Pero esas voces se quedan en la mente, retumban como tambores de cuero, a lo que el profe Oviedo ha encontrado una solución, un refugio impenetrable. Se dirige hasta la sala de su hogar, se sienta en una silla frente al computador y empieza a realizar la planificación de las guías que enviará a sus 250 estudiantes del Instituto San José Obrero.

Dice que a los muchachos del barrio hay que atenderlos, hay que seguirlos apoyando porque merecen a una persona que le guste dar clases.
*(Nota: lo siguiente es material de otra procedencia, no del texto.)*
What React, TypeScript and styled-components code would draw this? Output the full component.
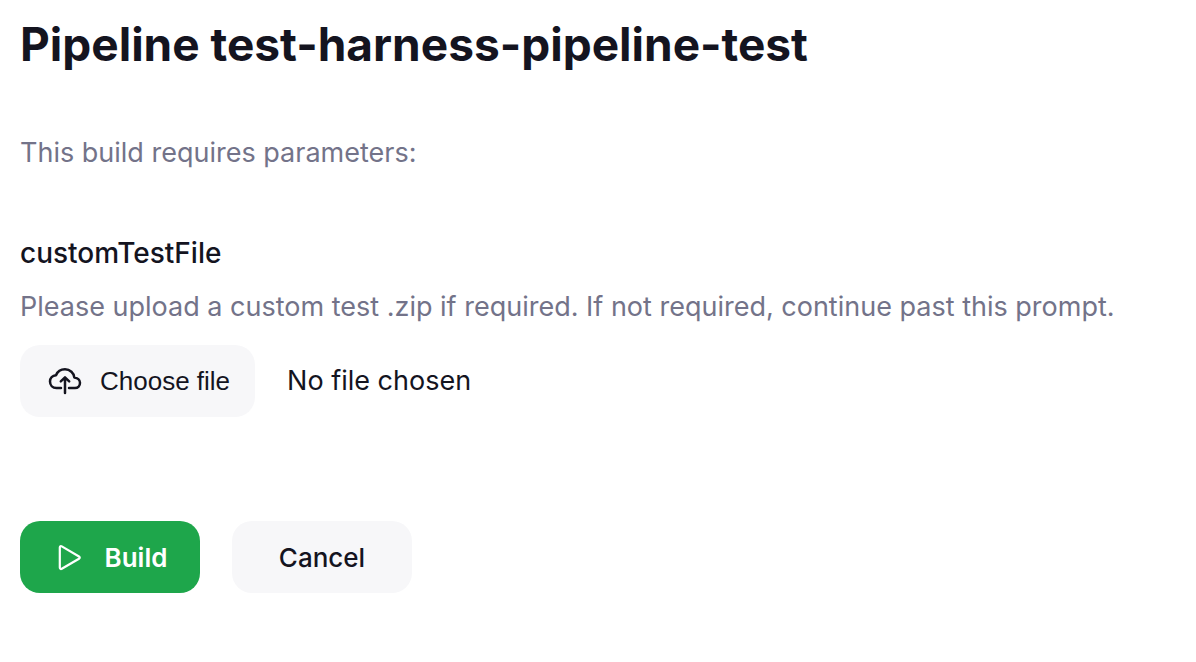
import React, { useRef, useState } from "react";
import styled, { createGlobalStyle } from "styled-components";

const GlobalStyle = createGlobalStyle`
  *, *::before, *::after { box-sizing: border-box; }
  body { margin: 0; background: #ffffff; color: #14141f; font-family: Inter, "Liberation Sans", sans-serif; }
`;

const Page = styled.main`
  padding: 15px 20px 68px;
`;

const Title = styled.h1`
  margin: 0 0 64px;
  font-size: 46px;
  font-weight: 700;
  line-height: 58px;
`;

const Text = styled.p`
  margin: 0;
  font-size: 27px;
  line-height: 32px;
  color: #737389;
`;

const Field = styled.section`
  display: flex;
  flex-direction: column;
  gap: 22px;
  margin: 68px 0 104px;
`;

const Label = styled.label`
  font-size: 28px;
  font-weight: 500;
  line-height: 32px;
`;

const Row = styled.div`
  display: flex;
  align-items: center;
  gap: 32px;
`;

const HiddenFile = styled.input`
  display: none;
`;

const Button = styled.button`
  display: inline-flex;
  align-items: center;
  justify-content: center;
  min-width: 180px;
  height: 72px;
  padding: 0 28px;
  border: 0;
  border-radius: 20px;
  background: #f7f7f9;
  color: #14141f;
  font-family: inherit;
  font-size: 26px;
  font-weight: 500;
  cursor: pointer;
`;

const FileButton = styled(Button)`
  gap: 18px;
  padding-right: 25px;
  font-family: "Liberation Sans", sans-serif;
  font-weight: 400;
`;

const PrimaryButton = styled(Button)`
  gap: 22px;
  padding-left: 32px;
  background: #1ea64b;
  color: #ffffff;
  font-weight: 600;
`;

const FileName = styled.span`
  font-size: 27px;
  line-height: 32px;
`;

const CloudIcon = () => (
  <svg width="34" height="34" viewBox="0 0 34 34" fill="none" stroke="currentColor" strokeWidth="2.5" strokeLinecap="round" strokeLinejoin="round" aria-hidden="true">
    <path d="M13 24H8.500C4.500 24 2 21 2 17.500C2 14 4.500 11.500 8 11.200C9.500 7.500 13 5.300 17 5.300C22 5.300 26 9 26.300 13.500C29.500 13.800 32 16 32 18.800C32 21.800 30 24 27 24H21" />
    <path d="M17 29V13.500M12.800 17.400L17 13.400L21.200 17.400" />
  </svg>
);

const PlayIcon = () => (
  <svg width="26" height="28" viewBox="0 0 26 28" fill="none" stroke="currentColor" strokeWidth="2.2" strokeLinejoin="round" aria-hidden="true">
    <path d="M2.800 4.600c0-1.300 1-1.800 2-1.200L22 13.500c1 .6 1 1.600 0 2.200L4.800 25.800c-1 .6-2 .1-2-1.200Z" />
  </svg>
);

export default function App() {
  const input = useRef<HTMLInputElement>(null);
  const [name, setName] = useState("No file chosen");
  return (
    <>
      <GlobalStyle />
      <Page>
        <Title>Pipeline test-harness-pipeline-test</Title>
        <Text>This build requires parameters:</Text>
        <Field>
          <Label htmlFor="customTestFile">customTestFile</Label>
          <Text>Please upload a custom test .zip if required. If not required, continue past this prompt.</Text>
          <Row>
            <HiddenFile ref={input} id="customTestFile" type="file" onChange={(e) => setName(e.target.files?.[0]?.name ?? "No file chosen")} />
            <FileButton type="button" onClick={() => input.current?.click()}>
              <CloudIcon />
              Choose file
            </FileButton>
            <FileName>{name}</FileName>
          </Row>
        </Field>
        <Row>
          <PrimaryButton type="submit">
            <PlayIcon />
            Build
          </PrimaryButton>
          <Button type="button">Cancel</Button>
        </Row>
      </Page>
    </>
  );
}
“¿Por qué negarles la educación, porque todo el mundo se está yendo de la docencia? Yo estudié para ser maestro. Si nosotros no ofrecemos orientación, ¿quién lo va a hacer? Somos el muro de contención para resistir esta coyuntura. No podemos permitir que muera la educación, necesitamos mantener arraigada la enseñanza”.

Sus palabras son una inyección de adrenalina en mi corazón y por alguna razón se convierten en agua tibia que me calma. Yo también he encontrado un refugio, profesor.

Vivir de la educación en el país de las dificultades puede ser narrado desde la poesía, con sus momentos de oscurana y de luz, como la vida misma. Entiendo que los profesores contemplan la realidad del hoy con dolor, pero siempre, siempre, dejan ver en el fondo un especial optimismo, porque están seducidos por lo que hacen y se proponen fomentar el conocimiento en otras personas a pesar de todo.